DDC Sucess Story: DDC Embraces A Mentor Program and The National Center to Cultivate Future Leaders
Diné Development Corporation (DDC) is a Navajo Nation-owned holding corporation with multiple subsidiaries that deliver information technology and environmental services to federal and commercial markets worldwide.
A crucial component of DDC’s strategic plan is ensuring the sustainability of a diverse business portfolio, while growing capable Navajo professionals for future leadership advancement opportunities. Understanding that it can be a challenge to find Navajo candidates with the technical and executive skillsets needed for executive positions, DDC developed a tribal development plan in 2016. This plan led to the creation of the formal DDC Mentor-Protégé Program (MPP), supplemented by DDC University (DDC-U) training resources. DDC has seen tremendous value in the structured development and transformation of Navajo protégé participants into well-rounded and capable leaders who support a wide variety of DDC project teams, programs, disciplines, and/or subsidiary companies.

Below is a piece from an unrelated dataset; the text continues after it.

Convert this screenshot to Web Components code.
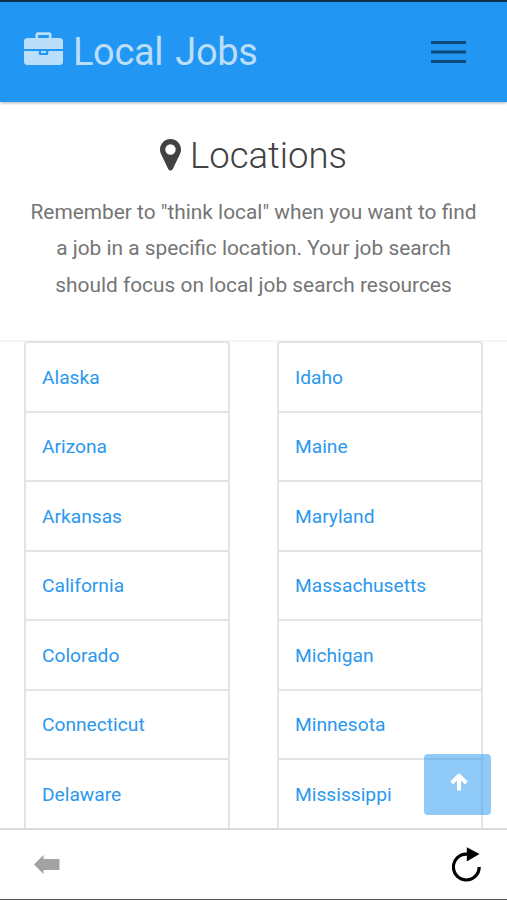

One of DDC’s MPP success stories includes the recent appointment of Calista Pinnecoose as President to DDC’s newest subsidiary, North Stone, LLC. North Stone, LLC is an information technology company with three primary services areas: information assurance, cyber security, and business process improvement. Prior to her recent promotion, Calista served as DDC’s Business manager and also successfully participated in the DDC Mentor Protégé Program.
Originally from Sweet Water, Arizona – a small community on the Navajo Nation, with limited opportunities – Calista is Tł’ááshchí’í (The Red Bottom People) and born for the Tó’aheedlíinii (The Water Flows Together People). She earned a Master’s Degree in Business Administration (MBA), from the University of Maryland. She initially began her career at DDC subsidiary NOVA Corporation as an executive assistant and eventually was promoted to the Business Manager/Protégé role under her Mentor, DDC President and CEO Austin Tsosie.
The National Center has also played an important role in Calista’s professional development journey. In 2013, Calista became familiar with the National Center’s American Indian Procurement Technical Assistance Center’s (PTAC) outreach to tribal businesses and participated in her first Reservation Economic Summit (RES) in Las Vegas. Being able to attend RES and listen to American Indian entrepreneurs, and in particular, female entrepreneurs, truly inspired Calista to continue on the path to bring economic development to Indian Country.
“Even if you’re a reservation kid who faced many obstacles, you can do it – you can open and run your own business,” was one of the messages Calista heard at RES, which still resonates with her today. As a woman working in federal contracting, Calista was inspired by Roxie Schescke, President of Indian Eyes, LLC, who won and accepted that year’s award for Native Woman Business Owner of the Year. Since her first RES experience, Calista is re-inspired each year and walks away with more ideas to help Indian Country. She credits the National Center with fanning her internal flame for business success, and providing her a great network of American Indian professionals across the country.
“I am grateful to have been a part of DDC’s unique leadership development program, which is designed to develop well-rounded leaders that are capable of leading DDC subsidiaries,” Calista said. “This program, along with the invaluable training and events developed by the National Center, are cultivating future generations of American Indian leaders.”